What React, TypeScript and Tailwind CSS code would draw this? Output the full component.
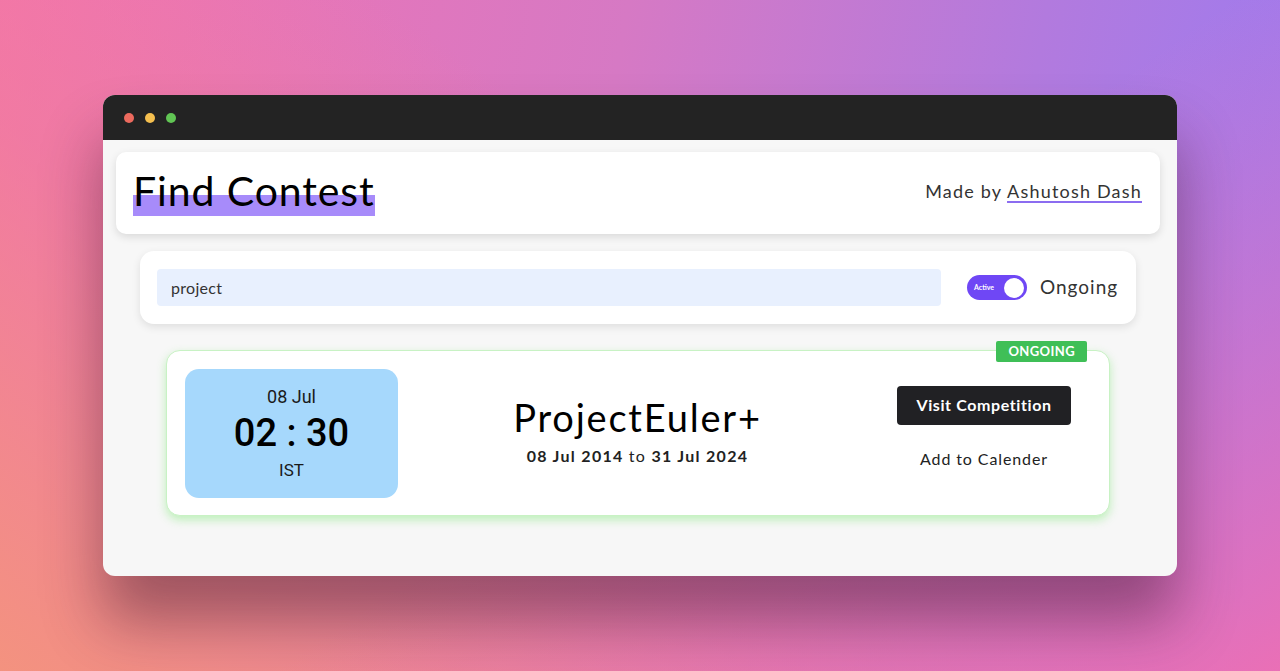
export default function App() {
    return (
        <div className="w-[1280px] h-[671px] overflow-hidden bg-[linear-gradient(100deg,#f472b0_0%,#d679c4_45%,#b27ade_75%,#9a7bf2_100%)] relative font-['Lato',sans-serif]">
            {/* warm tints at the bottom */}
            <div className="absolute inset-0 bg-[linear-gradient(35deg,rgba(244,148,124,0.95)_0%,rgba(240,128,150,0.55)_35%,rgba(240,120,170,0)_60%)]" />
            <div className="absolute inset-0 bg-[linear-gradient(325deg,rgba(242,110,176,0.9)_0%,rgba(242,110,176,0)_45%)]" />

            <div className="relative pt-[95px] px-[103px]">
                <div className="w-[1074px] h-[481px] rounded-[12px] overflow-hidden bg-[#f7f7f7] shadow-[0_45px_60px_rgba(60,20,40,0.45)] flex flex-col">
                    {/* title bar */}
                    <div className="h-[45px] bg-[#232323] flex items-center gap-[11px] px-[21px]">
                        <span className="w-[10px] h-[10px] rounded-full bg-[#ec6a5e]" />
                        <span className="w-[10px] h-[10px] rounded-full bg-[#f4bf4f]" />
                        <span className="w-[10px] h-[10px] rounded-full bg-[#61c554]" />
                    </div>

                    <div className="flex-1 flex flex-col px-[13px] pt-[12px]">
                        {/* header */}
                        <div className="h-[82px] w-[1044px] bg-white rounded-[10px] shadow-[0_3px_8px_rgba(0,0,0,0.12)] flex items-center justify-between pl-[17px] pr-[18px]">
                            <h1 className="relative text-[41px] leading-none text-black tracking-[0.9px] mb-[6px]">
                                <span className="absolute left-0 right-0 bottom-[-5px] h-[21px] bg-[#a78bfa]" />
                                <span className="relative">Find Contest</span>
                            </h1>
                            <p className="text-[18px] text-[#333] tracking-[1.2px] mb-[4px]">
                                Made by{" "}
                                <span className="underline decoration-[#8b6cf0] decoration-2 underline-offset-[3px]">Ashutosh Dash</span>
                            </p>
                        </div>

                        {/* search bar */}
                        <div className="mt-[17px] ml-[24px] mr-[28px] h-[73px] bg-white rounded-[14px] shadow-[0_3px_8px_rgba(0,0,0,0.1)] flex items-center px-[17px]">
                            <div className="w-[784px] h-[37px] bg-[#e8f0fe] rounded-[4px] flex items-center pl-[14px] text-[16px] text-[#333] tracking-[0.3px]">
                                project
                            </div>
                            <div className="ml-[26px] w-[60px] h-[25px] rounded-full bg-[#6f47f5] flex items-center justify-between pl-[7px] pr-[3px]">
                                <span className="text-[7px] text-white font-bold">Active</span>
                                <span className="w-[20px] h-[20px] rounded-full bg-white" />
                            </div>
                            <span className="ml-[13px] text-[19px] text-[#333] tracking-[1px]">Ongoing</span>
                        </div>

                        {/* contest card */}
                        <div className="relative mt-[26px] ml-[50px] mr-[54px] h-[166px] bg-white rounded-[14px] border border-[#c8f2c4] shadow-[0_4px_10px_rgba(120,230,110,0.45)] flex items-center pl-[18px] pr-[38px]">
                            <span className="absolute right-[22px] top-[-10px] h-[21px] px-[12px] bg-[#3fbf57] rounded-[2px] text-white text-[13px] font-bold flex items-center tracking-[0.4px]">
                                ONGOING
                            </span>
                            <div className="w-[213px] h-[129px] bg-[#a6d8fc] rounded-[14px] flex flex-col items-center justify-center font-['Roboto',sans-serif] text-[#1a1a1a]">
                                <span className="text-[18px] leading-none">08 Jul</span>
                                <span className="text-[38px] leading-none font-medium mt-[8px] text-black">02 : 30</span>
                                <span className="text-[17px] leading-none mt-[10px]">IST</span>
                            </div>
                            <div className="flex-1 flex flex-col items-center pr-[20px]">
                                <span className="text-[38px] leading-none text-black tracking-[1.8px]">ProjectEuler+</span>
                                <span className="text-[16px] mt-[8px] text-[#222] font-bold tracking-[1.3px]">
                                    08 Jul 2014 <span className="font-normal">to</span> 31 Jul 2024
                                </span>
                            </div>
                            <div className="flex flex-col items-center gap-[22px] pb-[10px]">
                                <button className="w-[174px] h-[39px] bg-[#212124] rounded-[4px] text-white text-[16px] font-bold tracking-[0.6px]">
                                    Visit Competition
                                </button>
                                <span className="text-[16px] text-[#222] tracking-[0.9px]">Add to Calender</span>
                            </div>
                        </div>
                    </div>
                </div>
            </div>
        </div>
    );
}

■ ■ ■ ■ ■ ■ ■

--- Exercise details ---
Copy the listing over exactly, skipping the pictures it holds.

--- Result for this task ---
What React, TypeScript and Tailwind CSS code would draw this? Output the full component.
export default function App() {
    return (
        <div className="w-[1280px] h-[671px] overflow-hidden bg-[linear-gradient(100deg,#f472b0_0%,#d679c4_45%,#b27ade_75%,#9a7bf2_100%)] relative font-['Lato',sans-serif]">
            {/* warm tints at the bottom */}
            <div className="absolute inset-0 bg-[linear-gradient(35deg,rgba(244,148,124,0.95)_0%,rgba(240,128,150,0.55)_35%,rgba(240,120,170,0)_60%)]" />
            <div className="absolute inset-0 bg-[linear-gradient(325deg,rgba(242,110,176,0.9)_0%,rgba(242,110,176,0)_45%)]" />

            <div className="relative pt-[95px] px-[103px]">
                <div className="w-[1074px] h-[481px] rounded-[12px] overflow-hidden bg-[#f7f7f7] shadow-[0_45px_60px_rgba(60,20,40,0.45)] flex flex-col">
                    {/* title bar */}
                    <div className="h-[45px] bg-[#232323] flex items-center gap-[11px] px-[21px]">
                        <span className="w-[10px] h-[10px] rounded-full bg-[#ec6a5e]" />
                        <span className="w-[10px] h-[10px] rounded-full bg-[#f4bf4f]" />
                        <span className="w-[10px] h-[10px] rounded-full bg-[#61c554]" />
                    </div>

                    <div className="flex-1 flex flex-col px-[13px] pt-[12px]">
                        {/* header */}
                        <div className="h-[82px] w-[1044px] bg-white rounded-[10px] shadow-[0_3px_8px_rgba(0,0,0,0.12)] flex items-center justify-between pl-[17px] pr-[18px]">
                            <h1 className="relative text-[41px] leading-none text-black tracking-[0.9px] mb-[6px]">
                                <span className="absolute left-0 right-0 bottom-[-5px] h-[21px] bg-[#a78bfa]" />
                                <span className="relative">Find Contest</span>
                            </h1>
                            <p className="text-[18px] text-[#333] tracking-[1.2px] mb-[4px]">
                                Made by{" "}
                                <span className="underline decoration-[#8b6cf0] decoration-2 underline-offset-[3px]">Ashutosh Dash</span>
                            </p>
                        </div>

                        {/* search bar */}
                        <div className="mt-[17px] ml-[24px] mr-[28px] h-[73px] bg-white rounded-[14px] shadow-[0_3px_8px_rgba(0,0,0,0.1)] flex items-center px-[17px]">
                            <div className="w-[784px] h-[37px] bg-[#e8f0fe] rounded-[4px] flex items-center pl-[14px] text-[16px] text-[#333] tracking-[0.3px]">
                                project
                            </div>
                            <div className="ml-[26px] w-[60px] h-[25px] rounded-full bg-[#6f47f5] flex items-center justify-between pl-[7px] pr-[3px]">
                                <span className="text-[7px] text-white font-bold">Active</span>
                                <span className="w-[20px] h-[20px] rounded-full bg-white" />
                            </div>
                            <span className="ml-[13px] text-[19px] text-[#333] tracking-[1px]">Ongoing</span>
                        </div>

                        {/* contest card */}
                        <div className="relative mt-[26px] ml-[50px] mr-[54px] h-[166px] bg-white rounded-[14px] border border-[#c8f2c4] shadow-[0_4px_10px_rgba(120,230,110,0.45)] flex items-center pl-[18px] pr-[38px]">
                            <span className="absolute right-[22px] top-[-10px] h-[21px] px-[12px] bg-[#3fbf57] rounded-[2px] text-white text-[13px] font-bold flex items-center tracking-[0.4px]">
                                ONGOING
                            </span>
                            <div className="w-[213px] h-[129px] bg-[#a6d8fc] rounded-[14px] flex flex-col items-center justify-center font-['Roboto',sans-serif] text-[#1a1a1a]">
                                <span className="text-[18px] leading-none">08 Jul</span>
                                <span className="text-[38px] leading-none font-medium mt-[8px] text-black">02 : 30</span>
                                <span className="text-[17px] leading-none mt-[10px]">IST</span>
                            </div>
                            <div className="flex-1 flex flex-col items-center pr-[20px]">
                                <span className="text-[38px] leading-none text-black tracking-[1.8px]">ProjectEuler+</span>
                                <span className="text-[16px] mt-[8px] text-[#222] font-bold tracking-[1.3px]">
                                    08 Jul 2014 <span className="font-normal">to</span> 31 Jul 2024
                                </span>
                            </div>
                            <div className="flex flex-col items-center gap-[22px] pb-[10px]">
                                <button className="w-[174px] h-[39px] bg-[#212124] rounded-[4px] text-white text-[16px] font-bold tracking-[0.6px]">
                                    Visit Competition
                                </button>
                                <span className="text-[16px] text-[#222] tracking-[0.9px]">Add to Calender</span>
                            </div>
                        </div>
                    </div>
                </div>
            </div>
        </div>
    );
}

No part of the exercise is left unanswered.